An Angolan worker watches over a floating oil platform Photo: Getty Images

Lessons learned

By Thalia Griffiths | Published:  05 March, 2012

Another major NOC player is Algeria’s Sonatrach, which has a power base rivalling that of the energy ministry and produces well over 90 percent of Algeria’s export revenue. Like Sonangol, it is a major driver of national development and one of the strongest institutions of the state.
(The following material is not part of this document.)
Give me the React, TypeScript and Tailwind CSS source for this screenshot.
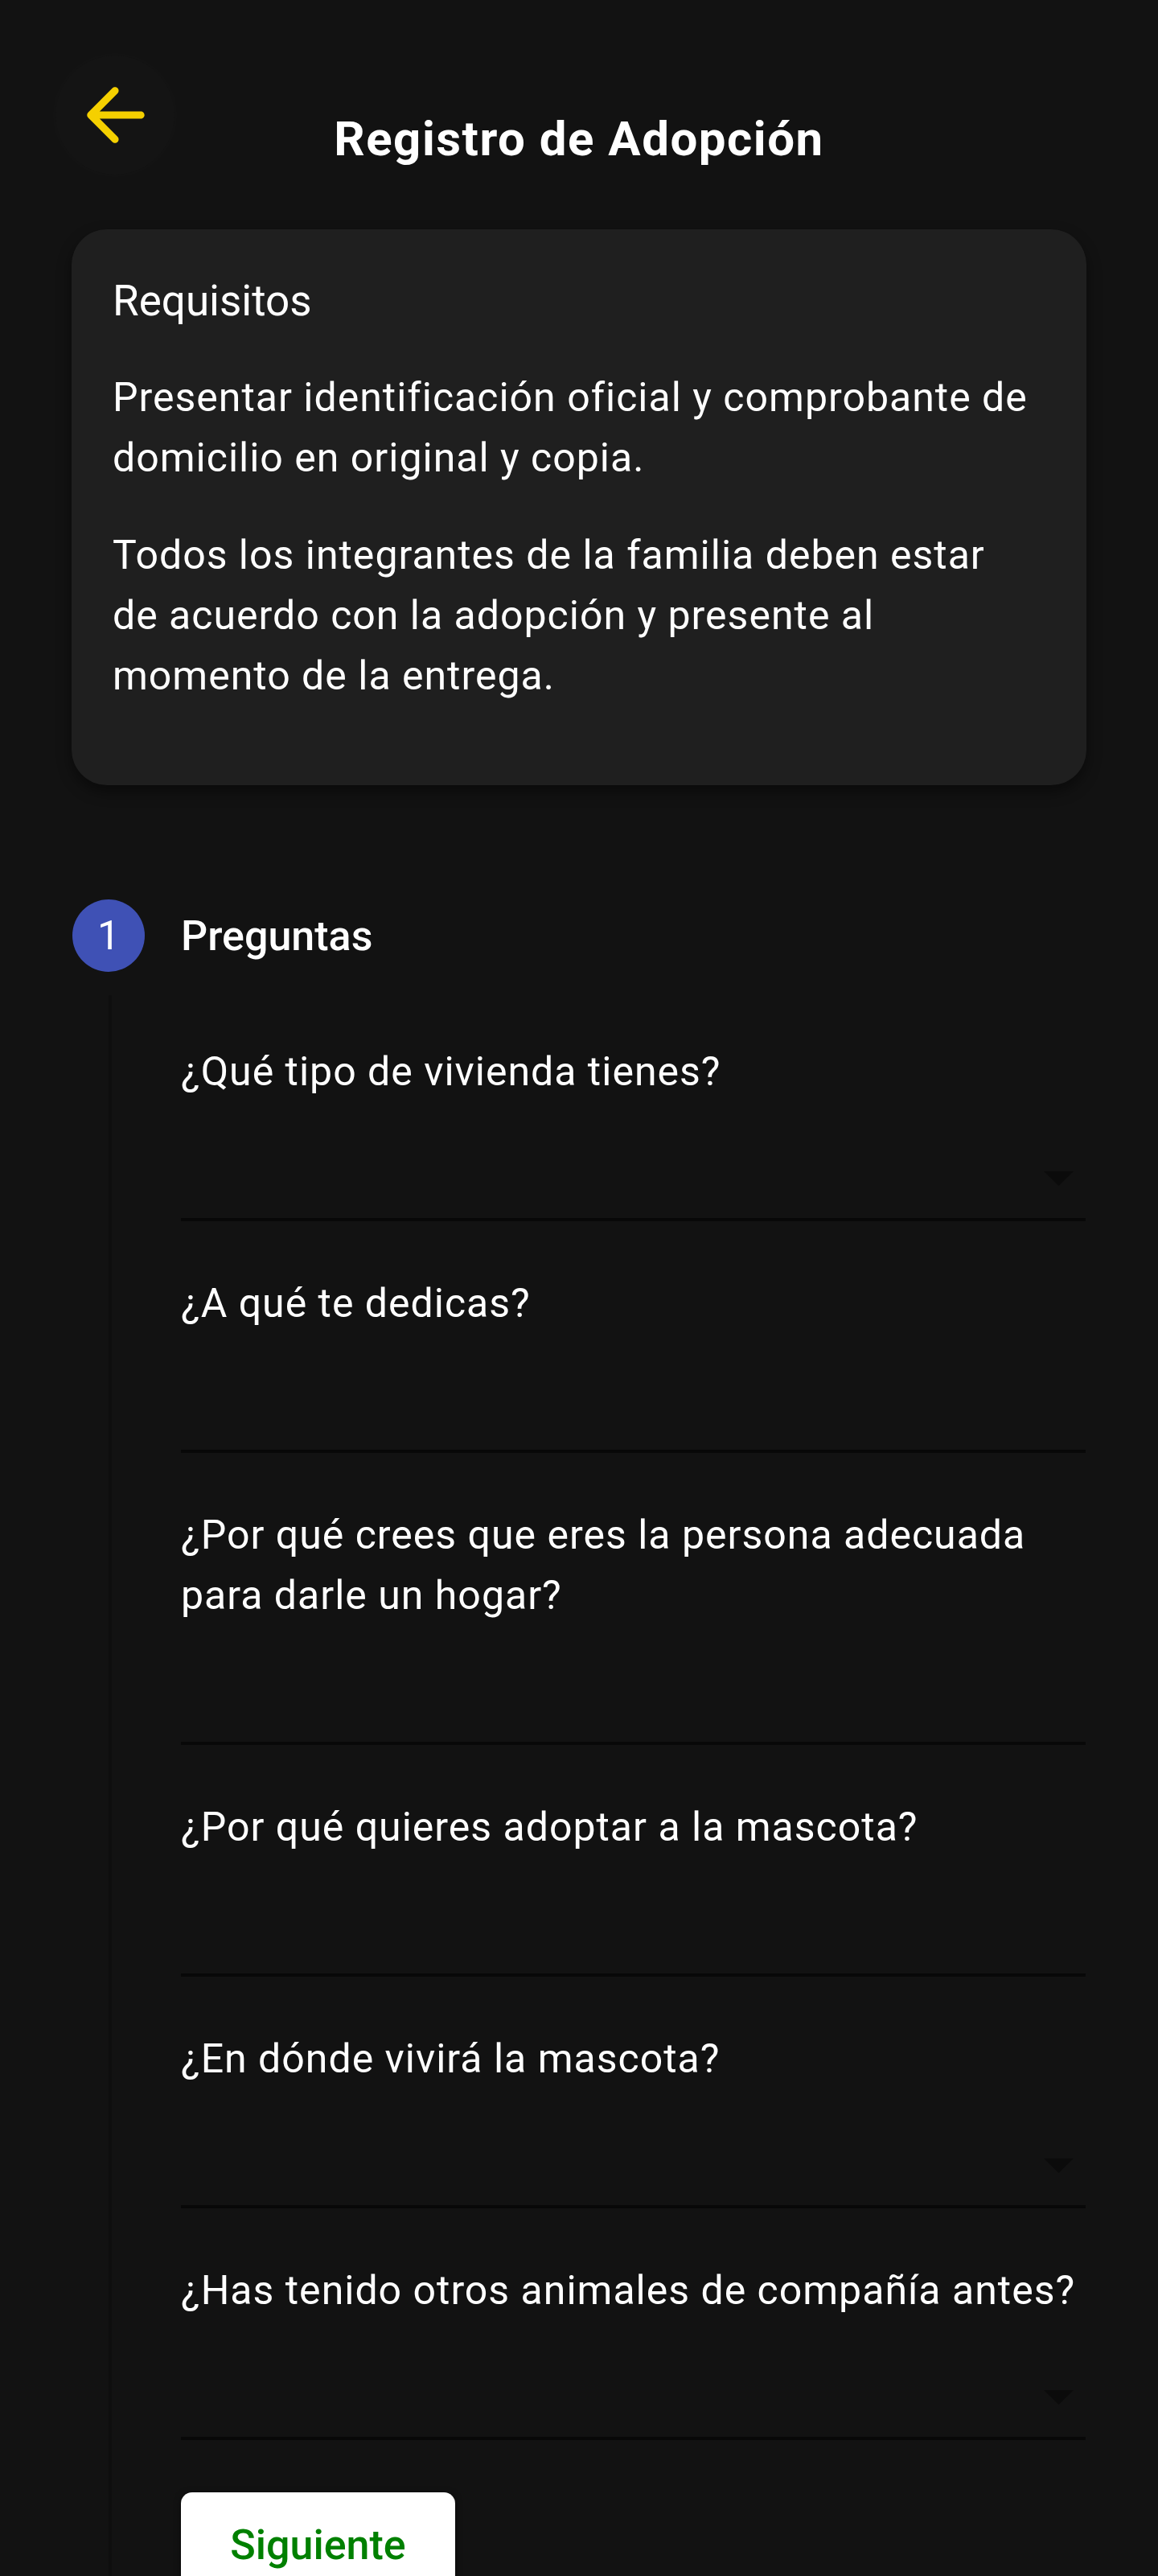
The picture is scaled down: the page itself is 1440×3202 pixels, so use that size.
import React from "react";

function BackArrow() {
  return (
    <svg width="110" height="110" viewBox="0 0 24 24" aria-hidden="true">
      <path
        fill="#f5d000"
        d="M19 11H7.83l4.88-4.88c.39-.39.39-1.03 0-1.42-.39-.39-1.02-.39-1.41 0l-6.59 6.59c-.39.39-.39 1.02 0 1.41l6.59 6.59c.39.39 1.02.39 1.41 0 .39-.39.39-1.02 0-1.41L7.83 13H19c.55 0 1-.45 1-1s-.45-1-1-1z"
      />
    </svg>
  );
}

function Caret() {
  return (
    <svg width="37" height="18" viewBox="0 0 37 18" aria-hidden="true">
      <polygon points="0,0 37,0 18.5,18" fill="#0b0b0b" />
    </svg>
  );
}

type FieldProps = {
  label: React.ReactNode;
  select?: boolean;
  first?: boolean;
};

function Field({ label, select, first }: FieldProps) {
  return (
    <div className={first ? "" : "mt-[65px]"}>
      <div className="text-[50px] leading-[75px] tracking-[1px] text-white whitespace-nowrap">{label}</div>
      <div className="h-[144px] flex items-end justify-end pb-[40px] pr-[15px]">
        {select ? <Caret /> : null}
      </div>
      <div className="h-[4px] bg-[#080808]" />
    </div>
  );
}

export default function App() {
  return (
    <div
      className="w-[1440px] h-[3202px] overflow-hidden bg-[#121212] text-white"
      style={{ fontFamily: "Roboto, 'Noto Sans', Arial, sans-serif" }}
    >
      {/* Header */}
      <header className="pt-[69px] grid grid-cols-[1fr_auto_1fr]">
        <div className="flex">
          <button className="ml-[69px] w-[148px] h-[148px] rounded-full bg-[#141414] shadow-[0_0_60px_20px_rgba(255,255,255,0.012)] flex items-center justify-center">
            <BackArrow />
          </button>
        </div>
        <h1 className="pt-[74px] text-[60px] leading-[60px] font-bold tracking-[1.5px]">
          Registro de Adopción
        </h1>
        <div />
      </header>

      {/* Requisitos card */}
      <section className="mt-[68px] mx-[89px] rounded-[44px] bg-[#1f1f1f] shadow-[0_8px_18px_rgba(0,0,0,0.45)] pt-[52px] pl-[51px] pr-[54px] pb-[98px]">
        <div className="text-[53px] leading-[75px]">Requisitos</div>
        <p className="mt-[45px] text-[50px] leading-[75px] tracking-[1px] whitespace-nowrap">
          Presentar identificación oficial y comprobante de
          <br />
          domicilio en original y copia.
        </p>
        <p className="mt-[46px] text-[50px] leading-[75px] tracking-[1px] whitespace-nowrap">
          Todos los integrantes de la familia deben estar
          <br />
          de acuerdo con la adopción y presente al
          <br />
          momento de la entrega.
        </p>
      </section>

      {/* Stepper */}
      <section className="mt-[142px] pl-[90px] pr-[90px]">
        <div className="flex items-center">
          <div className="w-[90px] h-[90px] rounded-full bg-[#3f51b5] flex items-center justify-center text-[50px] leading-none text-white">
            1
          </div>
          <div className="ml-[45px] text-[52px] leading-[75px] font-medium">Preguntas</div>
        </div>

        <div className="flex">
          <div className="w-[135px] shrink-0 flex flex-col pt-[29px] pl-[45px]">
            <div className="w-[4px] flex-1 bg-[#0e0e0e]" />
          </div>
          <div className="flex-1 pt-[87px]">
            <Field first select label="¿Qué tipo de vivienda tienes?" />
            <Field label="¿A qué te dedicas?" />
            <Field
              label={
                <>
                  ¿Por qué crees que eres la persona adecuada
                  <br />
                  para darle un hogar?
                </>
              }
            />
            <Field label="¿Por qué quieres adoptar a la mascota?" />
            <Field select label="¿En dónde vivirá la mascota?" />
            <Field select label="¿Has tenido otros animales de compañía antes?" />

            <button className="mt-[65px] w-[341px] h-[132px] rounded-[14px] bg-white shadow-[0_2px_8px_rgba(0,0,0,0.5)] flex items-center justify-center text-[52px] font-medium text-[#008000]">
              Siguiente
            </button>
            <div className="h-[200px]" />
          </div>
        </div>
      </section>
    </div>
  );
}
Sonatrach has a reputation as a centre of excellence within Algeria, and its employees are sought after by other companies. Traditionally many Sonatrach-trained Algerians sought lucrative careers in the Gulf, and in recent years the government has had to step in to stop international oil companies operating in Algeria from poaching Sonatrach staff. The company also has international ambitions, with exploration acreage in Mali, Egypt and Libya, as well as stakes in downstream bottled gas and fuel supply in Mauritania.

By contrast, Nigeria’s state oil company is mired in corruption and inefficiency. Repeated attempts to reform it have met with only partial success, and the latest effort to tackle the sector’s woes, the Petroleum Industry Bill, is now in its fourth year of debate. Despite being the conduit for flows of oil money to the government, Nigerian National Petroleum Corporation still suffers from major financial troubles, to the point where former junior finance minister Remi Babalola

described it as “technically insolvent”. NNPC is notorious for hemorrhaging government funds and failing to pay its dues to central government. One recent estimate put its backlog of unremitted crude oil receipts at $2.9bn. Top posts are political appointments and management turnover is high.

But NNPC’s failings have not hampered the growth of Nigeria’s indigenous energy industry. In the absence of a state-owned standard-bearer, a handful of privately owned players are spreading their wings outside the country. Oando Petroleum’s shares are listed in Johannesburg as well as Lagos and the company is active in products supply, trading, gas and power, and exploration.

Oranto and Atlas Petroleum, owned by Prince Arthur Eze, have a portfolio of exploration acreage including Sierra Leone, Liberia, Mali, Equatorial Guinea and Côte d’Ivoire. Much of the acreage has been in the companies’ hands for some time, but its attractiveness has been heightened by recent offshore discoveries in Ghana and Sierra Leone by Tullow Oil, Kosmos Energy and Anadarko Petroleum, putting Oranto in a strong position to attract partners with the necessary skills and funds to advance the exploration process.

Big changes are expected in Libya, whose National Oil Corporation (NOC) was in need of thorough reform even before the radical changes brought about by the uprising against late leader Muammar Gaddafi. NOC’s immediate priorities are to repair damaged facilities and to reassure foreign partners, but it also hopes to put an end to a longstanding problem of underinvestment.

Under Gaddafi, NOC had no autonomous budget. All oil income went directly to the treasury, which met only a fraction of funding requests by NOC or its subsidiaries, leaving them unable to pay their share of joint venture development plans.

The Benghazi-based NOC subsidiary Arabian Gulf Oil Company became accustomed to a high level of autonomy when it operated as the de facto national oil company for the National Transitional Council, but longstanding mistrust of eastern Libya by Tripoli means greater freedom is a politically charged issue.